Comment: If you mean “lead author” then call it.

A: It was RCUK’s preference that it be “first named author” but the synonyms will be in the guidance.

Q2: So, my second question…why are items other than publications now out of scope?

A2: It’s to reflect RCUK needs, it has harmonised vocabularies. HEFCE are aware of that work…

Comment: We decided to focus on publications as we wanted this to be useful for the REF and many other types of items wouldn’t make sense in that RIOXX profile.

Q3: We have trouble tracking accepted or published dates sometimes so how can we go back and create RIOXX records for our publications?

A3: Another important element of RIOXX is that it isn’t in any sense retrospective – it’s not designed to do that. It’s designed to facilitate open access outputs for RCUK. It’s deliberately not a generic bibliographic record for open access publications

Q3: We can’t convert it?

A3: It’s open access, you’d be welcome too! But that wouldn’t be RIOXX, it would be something else.

Comment: I think this about taking RIOXX in the way it has been intended.

Paul: Yes, that’s a good point. RIOXX isn’t intended to be a standalone record – your repositories will have much richer metadata available. And it doesn’t make sense to subvert RIOXX to do that. By all means use the prior work in your own context. Only really useful if you are reporting back to RCUK or HEFCE – if that retrospective aspect becomes important then we need to consult again. But right now mandates don’t apply retrospectively.

Q4: Have you got the capability for more than one author ID?

A4: Not really. It’s not our problem in this thing to solve. We need a unique identifier for the author. If you have to map between multiple IDs thats a different problem.

Q4: So pick one based on funder requirements and prioritise?

A4: Yes.

Q5: I wonder about the issue of identifying publications. What motivates people and influences change. Impact and impact case studies have been important. How far do you have to focus your future spectacles to understand that we need a way to indicate impact in RIOXX? Is that in the future? Is it something RCUK have started to ask you about?

A5: I’ll give an answer but RCUK might have their own response. We have had these conversations but no focused piece of work in that record.

Comment: Right now our biggest problem is monitoring compliance with our open access policy, RIOXX will enable that in a significant way, but we also have other ways to monitor impact of research too.

Comment: That impact problem is being solved elsewhere. Taking a linked data view of that multiple ID issue, that idea of “sameAs” is doable elsewhere. So I think that we let that be solved elsewhere.

Paul: Yes, we ask for one ID, we let someone else make those decisions about which one.

Comment: Institutions are now minting ORCID IDs… if you are associated with more than one institution then you may have multiple ORCIDs and I guess that means it is up to the individual to resolve that – although it perhaps has all the makings of a potential car crash!
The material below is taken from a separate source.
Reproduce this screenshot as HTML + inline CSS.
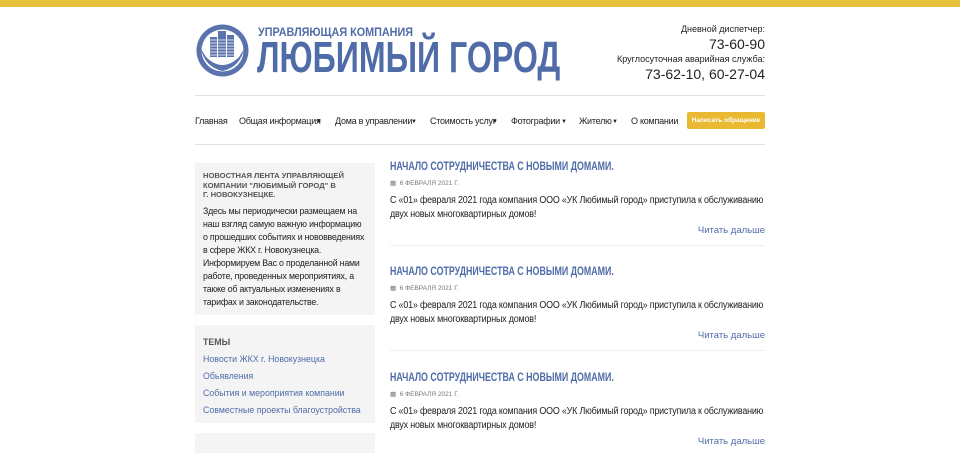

Comment: A similar issue to FigShare minting DOIs – can have two DOIs for the same publication.

Q6: You said that you would be interoperable with OpenAIRE, so if they adopt RIOXX will they be able to comply with OpenAIRE?

A6: Yes, that’s the intention. At the beginning of RIOXX we looked at OpenAIRE as an option for meeting funder requirements. But where funding is from the European Commission the use of OpenAIRE matters. It’s important. What we worked out is that if you produce a RIOXX record for an OA publication, funded by EU funding, then you can create an OpenAIRE record from your RIOXX record in a lossless way. I hestitate to say that you can forget about OpenAIRE BUT you can use RIOXX as a route to create OpenAIRE records. Jisc are talking to the Open University about doing this. But we are being careful that we haven’t put anything in RIOXX that might prevent us from doing this. But it won’t work the other way round – you can’t create a RIOXX record from an OpenAIRE record.

And now we return, after a lovely lunch, with two parallel sessions. In the library we have “Optimising resources to develop a strategic approach to Open Access (an OA Good Practice Pathfinder Project), Ellen Cole, Northumbria University”, whilst in the Informatics Forum – and on the blog – we have:

SHERPA Services Update (RoMEO, JULIET, FACT, Open DOAR), Bill Hubbard, University of Nottingham, Informatics Forum, G.07

My name is Bill Hubbard and I am based at the Centre for Research Communications, based at the University of Nottingham. And we have been running those for some 10 years now. And I will be talking about SHERPA services. Looking at the attendee list it’s great to see that a lot of you are practitioners with a really practical focus which will be great as we want to hear your views, your opinion.

To start things off, SHERPA services are currently majority funded by Jisc although we also have funding from others. And I’m going to start by showing some slides illustrating how what we do fits into the wider Jisc Repositories Shared Services Project – they are part of an integrated service within the UK, a cohesive support structure for the sector from Jisc.

So I will be talking a bit about what we do at the moment, the value proposition and benefits that we offer, and an example use case. We have three fundamental services and a service on top using our APIs – and others may be able to use those, I’ll suggest, for other innovative services.

RoMEO is the global service of authors’ rights for using repositories giving details journal by journal. It’s used by other services and some institutional repositories to embed permissions checking into the deposit process.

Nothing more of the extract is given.